Recent Mandates and Deadlines

Recent judicial directives have underscored the necessity for timely processing of long-standing refunds, with penalties for officials causing undue delays.

Reconciliation and Fraud Prevention

Regular reconciliation of issued refund vouchers and their encashment status is crucial to prevent fraudulent claims and ensure transparency.

PAN and Bank Account Validation

Taxpayers should ensure their PAN is linked to their bank account, with pre-validation on the e-filing portal for seamless refund crediting.

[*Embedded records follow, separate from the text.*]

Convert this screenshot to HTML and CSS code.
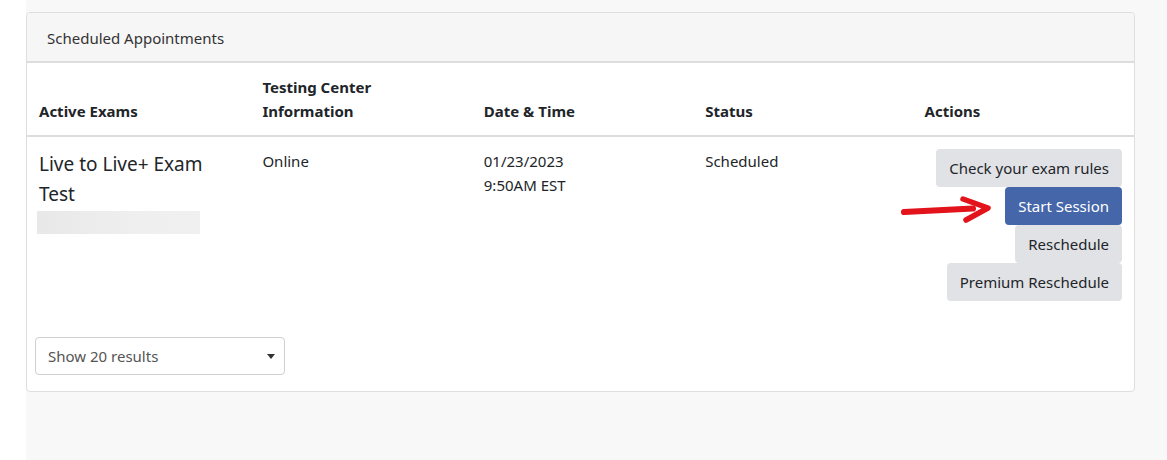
FILE: index.html
```html
<!DOCTYPE html>
<html lang="en">
<head>
    <meta charset="UTF-8">
    <meta name="viewport" content="width=device-width, initial-scale=1.0">
    <title>Scheduled Appointments</title>
    <link rel="stylesheet" href="styles.css">
</head>
<body>
    <div class="page">
        <aside class="side"></aside>
        <main class="main">
            <div class="card">
                <div class="card-header">Scheduled Appointments</div>
                <table class="appts">
                    <thead>
                        <tr>
                            <th>Active Exams</th>
                            <th>Testing Center<br>Information</th>
                            <th>Date &amp; Time</th>
                            <th>Status</th>
                            <th>Actions</th>
                        </tr>
                    </thead>
                    <tbody>
                        <tr>
                            <td>
                                <div class="exam-name">Live to Live+ Exam Test</div>
                                <div class="redacted"></div>
                            </td>
                            <td>Online</td>
                            <td>01/23/2023<br>9:50AM EST</td>
                            <td>Scheduled</td>
                            <td class="actions">
                                <svg class="arrow" width="92" height="30" viewBox="0 0 92 30">
                                    <path d="M3 17 L72 13.5" stroke="#e3131b" stroke-width="6" stroke-linecap="round" fill="none"/>
                                    <path d="M62 4 L87 13 L65 25" stroke="#e3131b" stroke-width="5.5" stroke-linecap="round" stroke-linejoin="round" fill="none"/>
                                </svg>
                                <button class="btn">Check your exam rules</button>
                                <button class="btn btn-primary">Start Session</button>
                                <button class="btn">Reschedule</button>
                                <button class="btn">Premium Reschedule</button>
                            </td>
                        </tr>
                    </tbody>
                </table>
                <div class="card-footer">
                    <div class="select-wrap">
                        <select class="page-size">
                            <option>Show 20 results</option>
                            <option>Show 50 results</option>
                        </select>
                        <span class="caret"></span>
                    </div>
                </div>
            </div>
        </main>
    </div>
</body>
</html>
```

FILE: styles.css
```css
body {
    margin: 0;
    background: #f8f8f9;
    font-family: "Segoe UI", "Noto Sans", sans-serif;
    color: #212529;
    font-size: 15px;
}
.page { display: flex; min-height: 460px; }
.side { width: 26px; background: #fff; flex-shrink: 0; }
.main { flex: 1; padding: 12px 32px 0 0; }

.card {
    background: #fff;
    border: 1px solid #dedede;
    border-radius: 4px;
}
.card-header {
    background: #f6f6f6;
    height: 48px;
    line-height: 50px;
    padding: 0 20px;
    font-size: 15px;
    color: #333;
    border-bottom: 2px solid #dddddd;
    border-radius: 4px 4px 0 0;
}

.appts {
    width: 100%;
    border-collapse: collapse;
    table-layout: fixed;
}
.appts th {
    text-align: left;
    vertical-align: bottom;
    font-weight: bold;
    line-height: 24px;
    padding: 12px;
    border-bottom: 2px solid #dddddd;
}
.appts th:nth-child(2),
.appts th:nth-child(3),
.appts th:nth-child(4) { padding-left: 14px; }
.appts td {
    vertical-align: top;
    line-height: 24px;
    padding: 12px;
}
.appts td:nth-child(2),
.appts td:nth-child(3),
.appts td:nth-child(4) { padding-left: 14px; }
.exam-name {
    font-size: 19px;
    line-height: 30px;
}
.redacted {
    width: 163px;
    height: 23px;
    margin: 2px 0 0 -2px;
    background: linear-gradient(90deg, #e8e8e8, #efefef 60%, #f0f0f0);
}

.actions {
    position: relative;
    text-align: right;
    padding-right: 11px;
}
.btn {
    display: block;
    margin-left: auto;
    font: inherit;
    line-height: 24px;
    padding: 7px 13px;
    border: 0;
    border-radius: 4px;
    background: #e1e2e6;
    color: #212529;
}
.btn-primary { background: #4566a9; color: #fff; }
.arrow {
    position: absolute;
    left: -12px;
    top: 58px;
}

.card-footer { padding: 24px 8px 16px; }
.select-wrap {
    position: relative;
    width: 250px;
}
.page-size {
    appearance: none;
    width: 100%;
    height: 38px;
    padding: 0 12px;
    font: inherit;
    color: #555;
    background: #fff;
    border: 1px solid #cfcfcf;
    border-radius: 4px;
}
.caret {
    position: absolute;
    right: 10px;
    top: 17px;
    border-left: 4px solid transparent;
    border-right: 4px solid transparent;
    border-top: 5px solid #333;
}
```
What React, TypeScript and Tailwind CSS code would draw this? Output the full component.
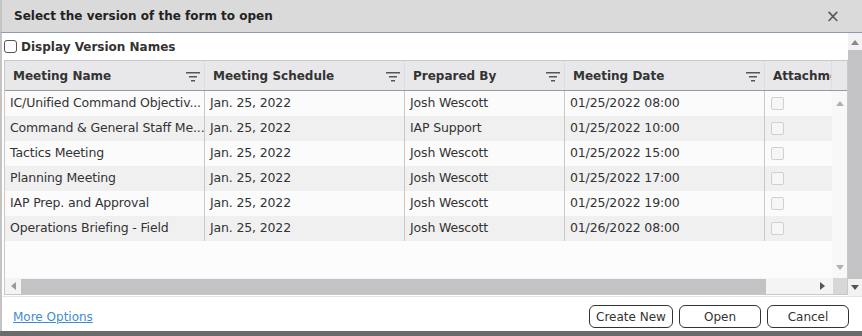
import React from "react";

const rows = [
  ["IC/Unified Command Objectiv...", "Jan. 25, 2022", "Josh Wescott", "01/25/2022 08:00"],
  ["Command & General Staff Me...", "Jan. 25, 2022", "IAP Support", "01/25/2022 10:00"],
  ["Tactics Meeting", "Jan. 25, 2022", "Josh Wescott", "01/25/2022 15:00"],
  ["Planning Meeting", "Jan. 25, 2022", "Josh Wescott", "01/25/2022 17:00"],
  ["IAP Prep. and Approval", "Jan. 25, 2022", "Josh Wescott", "01/25/2022 19:00"],
  ["Operations Briefing - Field", "Jan. 25, 2022", "Josh Wescott", "01/26/2022 08:00"],
];

const columns = [
  { label: "Meeting Name", w: "w-[200px]" },
  { label: "Meeting Schedule", w: "w-[200px]" },
  { label: "Prepared By", w: "w-[160px]" },
  { label: "Meeting Date", w: "w-[200px]" },
];

function FilterIcon() {
  return (
    <svg width="14" height="12" viewBox="0 0 14 12" className="shrink-0">
      <rect x="0" y="2" width="14" height="1.5" fill="#555" />
      <rect x="3" y="6" width="8" height="1.5" fill="#555" />
      <rect x="5" y="10" width="4" height="1.5" fill="#555" />
    </svg>
  );
}

function Arrow({ dir, color = "#999" }: { dir: "up" | "down" | "left" | "right"; color?: string }) {
  const pts = {
    up: "0,5 4,0 8,5",
    down: "0,0 4,5 8,0",
    left: "5,0 0,4 5,8",
    right: "0,0 5,4 0,8",
  }[dir];
  const vert = dir === "up" || dir === "down";
  return (
    <svg width={vert ? 8 : 5} height={vert ? 5 : 8} viewBox={vert ? "0 0 8 5" : "0 0 5 8"}>
      <polygon points={pts} fill={color} />
    </svg>
  );
}

export default function App() {
  return (
    <div
      className="w-[862px] h-[336px] flex flex-col bg-white text-[#333] overflow-hidden"
      style={{ fontFamily: "'DejaVu Sans', Verdana, sans-serif" }}
    >
      {/* title bar */}
      <div className="h-[33px] shrink-0 flex items-center justify-between bg-[#dadada] border-b border-[#8e9aae] border-l-2 border-l-[#c4c4c4] pl-[12px] pr-[22px]">
        <span className="text-[12px] font-bold text-[#222]">Select the version of the form to open</span>
        <span className="text-[17px] leading-none text-[#555]">×</span>
      </div>

      {/* body */}
      <div className="flex-1 flex flex-col border-l-2 border-[#c4c4c4]">
        <div className="flex h-[263px] shrink-0">
          <div className="flex-1 flex flex-col pl-[2px]">
            <label className="h-[27px] flex items-center gap-[4px] text-[12px] font-bold text-[#333]">
              <span className="w-[13px] h-[13px] border border-[#555] rounded-[3px] bg-white" />
              Display Version Names
            </label>
            {/* grid */}
            <div className="flex-1 flex flex-col border border-[#c8c8c8] bg-[#fcfcfc] mb-[1px]">
              <div className="h-[30px] flex bg-[#e8e8ea] border-b border-[#9a9a9a] overflow-hidden">
                {columns.map((c) => (
                  <div
                    key={c.label}
                    className={`${c.w} shrink-0 flex items-center justify-between pl-[8px] pr-[4px] border-r border-dotted border-[#d4d4d4] text-[12px] font-bold text-[#333]`}
                  >
                    <span>{c.label}</span>
                    <FilterIcon />
                  </div>
                ))}
                <div className="w-[67px] shrink-0 flex items-center pl-[8px] overflow-hidden whitespace-nowrap text-[12px] font-bold text-[#333] border-r border-dotted border-[#d4d4d4]">
                  Attachments
                </div>
              </div>
              <div className="flex-1 flex min-h-0">
                <div className="flex-1 overflow-hidden">
                  {rows.map((r, i) => (
                    <div key={i} className={`h-[25px] flex ${i % 2 === 0 ? "bg-[#fbfbfc]" : "bg-[#f0f0f1]"}`}>
                      {r.map((cell, j) => (
                        <div
                          key={j}
                          className={`${columns[j].w} shrink-0 flex items-center pl-[5px] border-r border-[#c8c8c8] text-[12.5px] tracking-[-0.15px] text-[#333] whitespace-nowrap overflow-hidden`}
                        >
                          {cell}
                        </div>
                      ))}
                      <div className="w-[67px] shrink-0 flex items-center pl-[6px]">
                        <span className="w-[13px] h-[13px] border border-[#d0d0d0] rounded-[2px] bg-[#f6f6f6]" />
                      </div>
                    </div>
                  ))}
                </div>
                <div className="w-[15px] shrink-0 flex flex-col items-center justify-between pt-[10px] pb-[8px] bg-[#f8f8f8]">
                  <Arrow dir="up" color="#b0b0b0" />
                  <Arrow dir="down" color="#b0b0b0" />
                </div>
              </div>
              <div className="h-[16px] shrink-0 flex items-center bg-[#f4f4f4]">
                <div className="w-[16px] flex justify-center">
                  <Arrow dir="left" color="#999" />
                </div>
                <div className="w-[745px] h-[15px] bg-[#c3c2c5]" />
                <div className="flex-1 flex justify-end pr-[8px]">
                  <Arrow dir="right" color="#555" />
                </div>
                <div className="w-[14px] h-[16px] bg-[#d6d8d6]" />
              </div>
            </div>
          </div>
          {/* outer scrollbar */}
          <div className="w-[14px] shrink-0 flex flex-col items-center bg-[#f2f2f2] pt-[7px] pb-[6px]">
            <Arrow dir="up" color="#888" />
            <div className="w-full flex-1 bg-[#c3c2c5] mt-[5px] mb-[6px]" />
            <Arrow dir="down" color="#555" />
          </div>
        </div>

        {/* footer */}
        <div className="flex-1 flex items-start justify-between pt-[8px] pl-[11px] pr-[13px] border-t border-[#e4e4e4]">
          <a className="mt-[3px] text-[12px] text-[#3f8bd6] underline">More Options</a>
          <div className="flex gap-[6px]">
            <button className="w-[84px] h-[23px] border border-[#333] rounded-[6px] bg-white text-[12px] text-[#333]">
              Create New
            </button>
            <button className="w-[82px] h-[23px] border border-[#333] rounded-[6px] bg-white text-[12px] text-[#333]">
              Open
            </button>
            <button className="w-[82px] h-[23px] border border-[#333] rounded-[6px] bg-white text-[12px] text-[#333]">
              Cancel
            </button>
          </div>
        </div>
      </div>
      <div className="h-[5px] shrink-0 bg-[#6b6b6b]" />
    </div>
  );
}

Communication and Grievance Redressal

The department should improve communication regarding refund status updates, especially when additional documentation or corrective actions are required.

Automation and Compliance

The automation of refund processing and compliance monitoring, which has been mandated for customs refunds, should also be extended to income tax refunds to reduce manual intervention and errors.

Conclusion

In March 2025, the Madras High Court mandated that the Income Tax Department process long-pending refunds by April 2025 or face a 6% interest penalty recoverable from responsible officers. This ruling highlighted a case where a taxpayer’s refund, ordered by the ITAT in 2006, remained unprocessed for nearly 20 years due to administrative failures and non-compliance with updated address information. This example emphasizes the urgent necessity for systemic reforms and strict adherence to processing timelines in the income tax refund system.